--- Objective ---
Copy each line below in which the string "this" occurs.

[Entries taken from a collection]
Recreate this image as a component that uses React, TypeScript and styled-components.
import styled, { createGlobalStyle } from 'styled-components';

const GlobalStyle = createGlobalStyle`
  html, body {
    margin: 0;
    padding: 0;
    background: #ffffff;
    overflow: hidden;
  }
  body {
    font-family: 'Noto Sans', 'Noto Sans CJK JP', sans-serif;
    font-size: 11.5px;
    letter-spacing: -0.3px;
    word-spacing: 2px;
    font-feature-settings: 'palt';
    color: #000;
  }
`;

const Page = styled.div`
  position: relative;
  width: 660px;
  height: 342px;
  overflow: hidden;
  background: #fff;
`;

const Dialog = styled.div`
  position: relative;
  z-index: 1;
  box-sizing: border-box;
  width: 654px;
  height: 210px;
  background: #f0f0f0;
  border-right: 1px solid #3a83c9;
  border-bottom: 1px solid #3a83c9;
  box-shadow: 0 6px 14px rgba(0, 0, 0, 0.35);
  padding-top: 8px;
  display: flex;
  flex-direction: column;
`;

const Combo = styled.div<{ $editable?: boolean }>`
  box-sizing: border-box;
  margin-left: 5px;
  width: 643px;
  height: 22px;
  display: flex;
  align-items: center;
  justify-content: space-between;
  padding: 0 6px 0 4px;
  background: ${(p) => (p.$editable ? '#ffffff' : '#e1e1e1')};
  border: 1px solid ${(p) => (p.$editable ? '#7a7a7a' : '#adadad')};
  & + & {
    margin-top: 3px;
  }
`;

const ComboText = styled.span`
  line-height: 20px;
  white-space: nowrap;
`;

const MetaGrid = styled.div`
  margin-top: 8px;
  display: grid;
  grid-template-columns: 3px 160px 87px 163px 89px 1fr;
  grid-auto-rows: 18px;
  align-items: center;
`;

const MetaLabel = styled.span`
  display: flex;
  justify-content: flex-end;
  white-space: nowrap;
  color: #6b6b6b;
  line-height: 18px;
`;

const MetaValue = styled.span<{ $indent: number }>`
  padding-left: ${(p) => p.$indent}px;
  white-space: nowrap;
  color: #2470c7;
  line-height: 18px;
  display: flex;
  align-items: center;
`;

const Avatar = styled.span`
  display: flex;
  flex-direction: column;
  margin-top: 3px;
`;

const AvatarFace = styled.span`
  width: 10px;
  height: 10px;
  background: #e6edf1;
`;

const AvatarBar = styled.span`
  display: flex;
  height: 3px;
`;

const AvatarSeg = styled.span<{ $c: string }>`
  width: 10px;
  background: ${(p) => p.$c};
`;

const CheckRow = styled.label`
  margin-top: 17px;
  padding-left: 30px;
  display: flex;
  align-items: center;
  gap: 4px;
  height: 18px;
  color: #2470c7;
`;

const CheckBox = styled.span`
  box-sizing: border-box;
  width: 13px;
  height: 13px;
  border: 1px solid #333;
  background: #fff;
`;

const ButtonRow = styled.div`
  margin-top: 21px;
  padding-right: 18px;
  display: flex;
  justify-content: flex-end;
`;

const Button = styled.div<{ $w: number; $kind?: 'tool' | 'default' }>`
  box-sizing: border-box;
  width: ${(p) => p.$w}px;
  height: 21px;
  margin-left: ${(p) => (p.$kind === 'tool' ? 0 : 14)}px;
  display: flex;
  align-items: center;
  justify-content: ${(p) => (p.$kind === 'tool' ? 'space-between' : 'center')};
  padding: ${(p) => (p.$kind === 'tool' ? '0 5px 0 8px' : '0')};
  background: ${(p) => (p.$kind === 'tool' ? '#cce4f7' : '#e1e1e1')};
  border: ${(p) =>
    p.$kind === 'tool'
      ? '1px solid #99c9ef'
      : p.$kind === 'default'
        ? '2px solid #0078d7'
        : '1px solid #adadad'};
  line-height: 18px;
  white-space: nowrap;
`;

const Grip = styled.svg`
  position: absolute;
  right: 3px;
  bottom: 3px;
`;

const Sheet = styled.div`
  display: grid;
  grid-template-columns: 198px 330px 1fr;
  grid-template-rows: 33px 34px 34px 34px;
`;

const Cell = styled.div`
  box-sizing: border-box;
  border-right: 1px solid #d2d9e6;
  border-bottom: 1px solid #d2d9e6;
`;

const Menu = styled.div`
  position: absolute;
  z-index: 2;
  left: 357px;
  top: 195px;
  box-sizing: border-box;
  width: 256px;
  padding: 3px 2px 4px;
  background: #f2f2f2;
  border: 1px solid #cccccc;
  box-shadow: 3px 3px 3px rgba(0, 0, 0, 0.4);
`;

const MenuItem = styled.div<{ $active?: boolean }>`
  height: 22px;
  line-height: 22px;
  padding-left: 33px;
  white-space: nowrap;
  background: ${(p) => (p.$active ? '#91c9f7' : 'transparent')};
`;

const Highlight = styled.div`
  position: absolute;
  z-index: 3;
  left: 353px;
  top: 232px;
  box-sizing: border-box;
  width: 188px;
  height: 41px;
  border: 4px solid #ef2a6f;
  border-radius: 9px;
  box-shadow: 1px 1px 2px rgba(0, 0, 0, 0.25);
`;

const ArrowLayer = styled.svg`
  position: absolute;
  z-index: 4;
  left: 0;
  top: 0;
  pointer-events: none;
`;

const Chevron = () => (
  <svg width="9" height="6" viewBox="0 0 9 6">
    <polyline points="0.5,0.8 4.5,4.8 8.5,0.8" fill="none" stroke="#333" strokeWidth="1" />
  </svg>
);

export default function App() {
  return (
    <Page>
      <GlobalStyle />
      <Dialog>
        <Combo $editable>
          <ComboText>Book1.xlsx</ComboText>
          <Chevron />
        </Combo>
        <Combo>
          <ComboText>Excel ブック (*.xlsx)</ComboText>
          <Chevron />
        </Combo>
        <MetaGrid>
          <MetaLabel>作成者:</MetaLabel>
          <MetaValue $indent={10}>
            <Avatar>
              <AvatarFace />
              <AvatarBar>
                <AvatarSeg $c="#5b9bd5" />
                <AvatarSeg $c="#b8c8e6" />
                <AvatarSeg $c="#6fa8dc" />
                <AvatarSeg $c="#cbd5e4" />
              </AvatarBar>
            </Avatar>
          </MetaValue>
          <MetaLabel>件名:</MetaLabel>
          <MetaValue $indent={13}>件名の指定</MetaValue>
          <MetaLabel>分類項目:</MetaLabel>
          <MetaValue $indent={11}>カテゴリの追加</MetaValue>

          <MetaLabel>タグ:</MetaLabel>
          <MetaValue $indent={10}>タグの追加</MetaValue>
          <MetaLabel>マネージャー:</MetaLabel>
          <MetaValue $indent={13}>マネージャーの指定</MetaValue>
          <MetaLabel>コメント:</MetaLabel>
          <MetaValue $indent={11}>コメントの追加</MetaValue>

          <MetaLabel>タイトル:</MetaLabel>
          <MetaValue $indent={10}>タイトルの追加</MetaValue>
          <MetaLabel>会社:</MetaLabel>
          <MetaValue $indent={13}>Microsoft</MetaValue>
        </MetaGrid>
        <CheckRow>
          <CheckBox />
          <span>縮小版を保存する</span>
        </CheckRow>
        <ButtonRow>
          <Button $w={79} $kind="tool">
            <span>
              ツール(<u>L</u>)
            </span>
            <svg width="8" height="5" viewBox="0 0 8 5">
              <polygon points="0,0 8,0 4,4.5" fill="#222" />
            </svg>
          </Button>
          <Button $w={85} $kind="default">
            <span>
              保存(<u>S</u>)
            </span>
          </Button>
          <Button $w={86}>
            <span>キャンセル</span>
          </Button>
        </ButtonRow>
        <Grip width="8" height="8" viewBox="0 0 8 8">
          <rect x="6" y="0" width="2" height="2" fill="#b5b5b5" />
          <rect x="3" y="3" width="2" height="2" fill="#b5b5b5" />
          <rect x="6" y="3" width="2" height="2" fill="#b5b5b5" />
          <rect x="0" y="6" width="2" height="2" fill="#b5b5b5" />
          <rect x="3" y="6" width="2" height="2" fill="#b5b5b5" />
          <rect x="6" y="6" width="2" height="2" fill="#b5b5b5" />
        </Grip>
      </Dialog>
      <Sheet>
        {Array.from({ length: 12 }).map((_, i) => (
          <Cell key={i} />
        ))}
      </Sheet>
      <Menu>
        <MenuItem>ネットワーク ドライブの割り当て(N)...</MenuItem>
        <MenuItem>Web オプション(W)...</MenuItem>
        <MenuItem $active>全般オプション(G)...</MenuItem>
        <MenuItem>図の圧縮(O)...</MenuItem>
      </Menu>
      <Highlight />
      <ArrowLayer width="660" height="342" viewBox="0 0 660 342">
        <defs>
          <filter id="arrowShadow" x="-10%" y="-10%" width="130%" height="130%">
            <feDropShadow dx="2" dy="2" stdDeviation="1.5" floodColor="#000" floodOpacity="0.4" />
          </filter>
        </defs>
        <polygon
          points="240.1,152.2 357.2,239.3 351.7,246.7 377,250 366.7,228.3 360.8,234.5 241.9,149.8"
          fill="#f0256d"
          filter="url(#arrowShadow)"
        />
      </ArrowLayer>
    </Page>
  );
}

--

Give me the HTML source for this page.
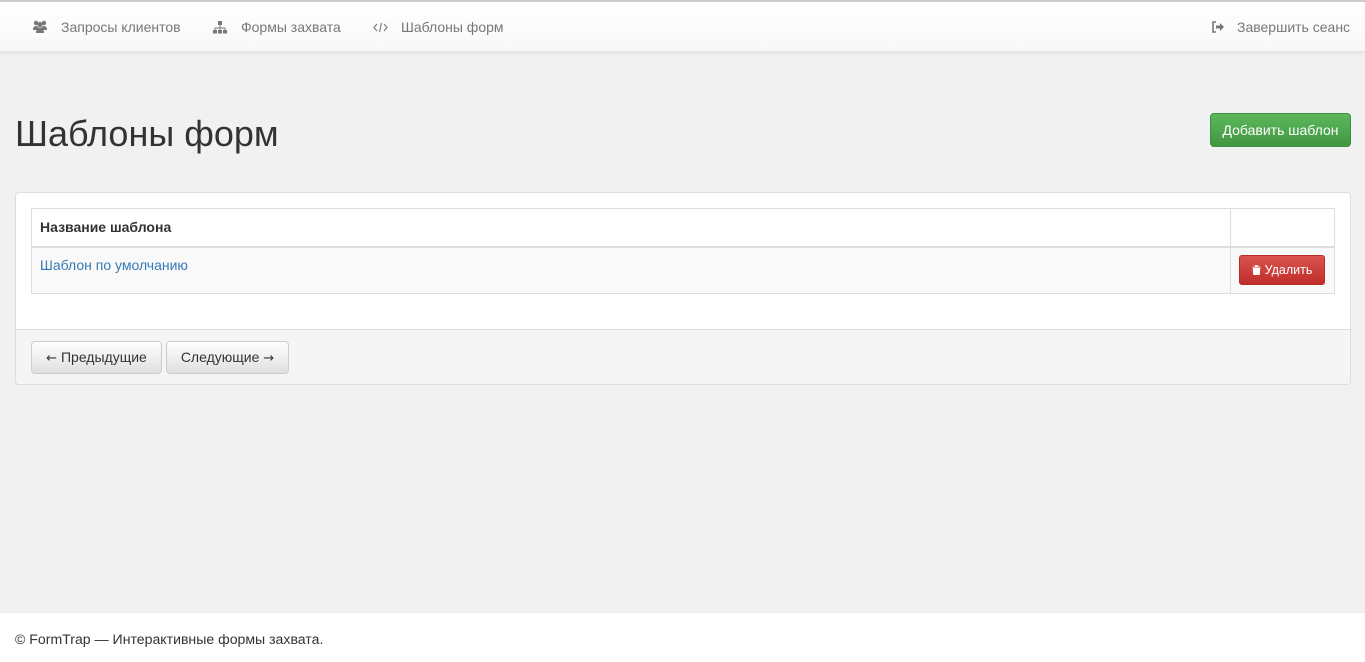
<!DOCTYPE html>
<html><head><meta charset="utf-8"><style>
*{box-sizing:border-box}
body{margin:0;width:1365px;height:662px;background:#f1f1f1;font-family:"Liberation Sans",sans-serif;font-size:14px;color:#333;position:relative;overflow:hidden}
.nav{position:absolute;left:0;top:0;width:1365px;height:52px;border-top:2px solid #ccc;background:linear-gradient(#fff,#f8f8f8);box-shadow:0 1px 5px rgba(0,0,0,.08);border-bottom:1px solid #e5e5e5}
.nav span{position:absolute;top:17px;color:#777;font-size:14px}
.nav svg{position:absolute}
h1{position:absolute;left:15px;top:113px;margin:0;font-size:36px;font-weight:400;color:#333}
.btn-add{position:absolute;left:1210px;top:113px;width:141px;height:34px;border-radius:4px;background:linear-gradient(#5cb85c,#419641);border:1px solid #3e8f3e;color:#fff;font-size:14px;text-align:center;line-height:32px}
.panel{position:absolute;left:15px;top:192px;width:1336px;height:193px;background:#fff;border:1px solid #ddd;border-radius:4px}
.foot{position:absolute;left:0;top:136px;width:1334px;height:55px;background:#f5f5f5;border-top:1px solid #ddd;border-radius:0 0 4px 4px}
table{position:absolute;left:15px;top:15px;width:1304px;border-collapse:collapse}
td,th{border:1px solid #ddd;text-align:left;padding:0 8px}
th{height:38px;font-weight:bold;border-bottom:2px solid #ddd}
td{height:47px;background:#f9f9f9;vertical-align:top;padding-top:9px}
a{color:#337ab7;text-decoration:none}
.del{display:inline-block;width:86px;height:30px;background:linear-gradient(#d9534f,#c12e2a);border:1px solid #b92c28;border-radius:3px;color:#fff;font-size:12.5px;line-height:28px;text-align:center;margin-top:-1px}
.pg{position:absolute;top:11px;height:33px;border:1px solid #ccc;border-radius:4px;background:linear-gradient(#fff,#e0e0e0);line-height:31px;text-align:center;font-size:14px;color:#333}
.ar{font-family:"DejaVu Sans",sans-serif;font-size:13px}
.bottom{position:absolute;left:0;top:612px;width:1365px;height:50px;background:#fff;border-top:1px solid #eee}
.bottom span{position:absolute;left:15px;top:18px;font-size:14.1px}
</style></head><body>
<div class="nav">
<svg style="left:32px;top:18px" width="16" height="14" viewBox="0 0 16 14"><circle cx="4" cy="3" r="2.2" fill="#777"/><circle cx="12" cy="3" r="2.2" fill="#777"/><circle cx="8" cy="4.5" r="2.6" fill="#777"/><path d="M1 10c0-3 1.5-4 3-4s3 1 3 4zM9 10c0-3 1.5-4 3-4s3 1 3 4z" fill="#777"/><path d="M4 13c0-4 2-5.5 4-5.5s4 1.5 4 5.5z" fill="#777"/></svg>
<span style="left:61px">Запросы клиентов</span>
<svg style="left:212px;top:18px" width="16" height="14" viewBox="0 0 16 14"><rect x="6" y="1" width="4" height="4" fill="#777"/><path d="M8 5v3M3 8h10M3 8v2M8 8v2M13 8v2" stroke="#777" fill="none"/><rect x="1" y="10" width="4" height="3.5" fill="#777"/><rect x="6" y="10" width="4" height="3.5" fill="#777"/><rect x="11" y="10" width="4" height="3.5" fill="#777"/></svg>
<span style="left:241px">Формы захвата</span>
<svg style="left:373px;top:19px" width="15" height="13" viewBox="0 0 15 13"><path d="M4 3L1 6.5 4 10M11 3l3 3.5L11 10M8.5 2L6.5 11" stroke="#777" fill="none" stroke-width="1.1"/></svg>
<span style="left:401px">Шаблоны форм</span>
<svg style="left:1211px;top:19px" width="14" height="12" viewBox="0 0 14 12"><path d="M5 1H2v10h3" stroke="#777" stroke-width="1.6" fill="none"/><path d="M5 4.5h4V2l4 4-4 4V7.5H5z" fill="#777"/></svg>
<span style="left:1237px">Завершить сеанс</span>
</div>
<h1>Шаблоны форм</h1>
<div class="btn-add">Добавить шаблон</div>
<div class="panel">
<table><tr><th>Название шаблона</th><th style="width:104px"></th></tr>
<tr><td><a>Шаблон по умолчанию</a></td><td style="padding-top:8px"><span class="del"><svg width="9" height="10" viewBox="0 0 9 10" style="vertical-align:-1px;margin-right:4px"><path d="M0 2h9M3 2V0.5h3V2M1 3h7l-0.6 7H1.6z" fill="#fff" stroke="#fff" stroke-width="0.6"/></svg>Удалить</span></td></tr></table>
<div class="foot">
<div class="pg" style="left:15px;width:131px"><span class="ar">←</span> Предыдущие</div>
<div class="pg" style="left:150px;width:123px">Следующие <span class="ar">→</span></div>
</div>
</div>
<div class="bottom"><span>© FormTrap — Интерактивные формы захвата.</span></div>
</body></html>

--- Finished task ---
Recreate this image as a component that uses React, TypeScript and styled-components.
Give me the HTML source for this page.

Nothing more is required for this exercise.